I think the key thing is, we don't do the currency aspect when we talked about our 20% margin because that would be highly and difficult speculation work. So when we presented the 20% margin and when we presented the fact that 2018 would not be the year that you should estimate that we should do the biggest pick-ups to reach to 20%, we didn't speculate on currency. If then currency comes in and helps us, that will, of course, move us up -- move us closer. Potentially currency could come in and be detrimental. But that statement then in the Capital Markets Day was associated with assuming that the currency didn't help us. And if you take that, it might be what makes the difference then this year. If the currency continues to help us, yes, we would, by mathematical point, so to speak, move forward to it.

D
Daniel Schmidt
Research Analyst

And adding to that, has anything sort of changed in your view in terms of product development spending. Are you -- have you changed your plan in any way?

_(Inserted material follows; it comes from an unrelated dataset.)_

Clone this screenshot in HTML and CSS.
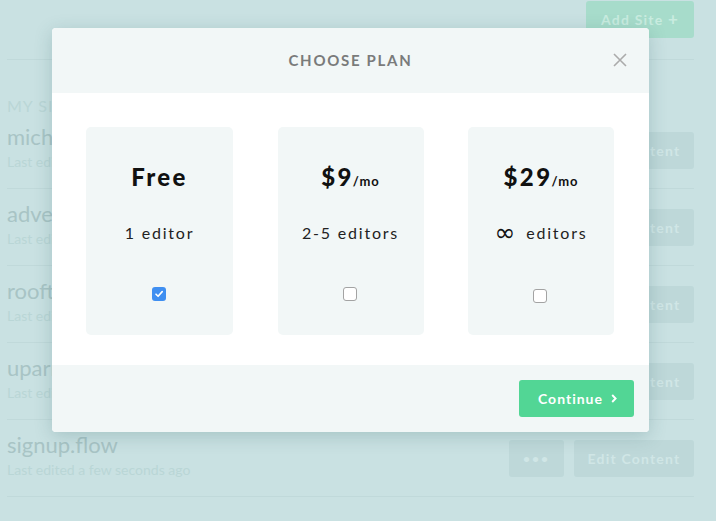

If you look ahead in the coming couple of quarters in '18, will you go above the 6% for some reason in some quarters or is there any reason to change the modeling around that?

M
Magnus Welander
CEO & President

I mean, it's not an exact 6% that we have defined, it's around 6%. And we feel very confident with that plan. If you look on a rolling 12 months, we are around 6%. You can be slightly above or marginally below or -- it's going to be around 6% now for a few quarters to come as we said during '18. So I think in modeling, 6% is the correct number to use.

Operator

We currently have no further question. I hand back to over you.

M
Magnus Welander
CEO & President

Then I thank you all for listening in and wish you all some fantastic spring weather, which has come to Europe at least and some super active vacations with lots of Thule products. And we will talk again in July. Thank you very much.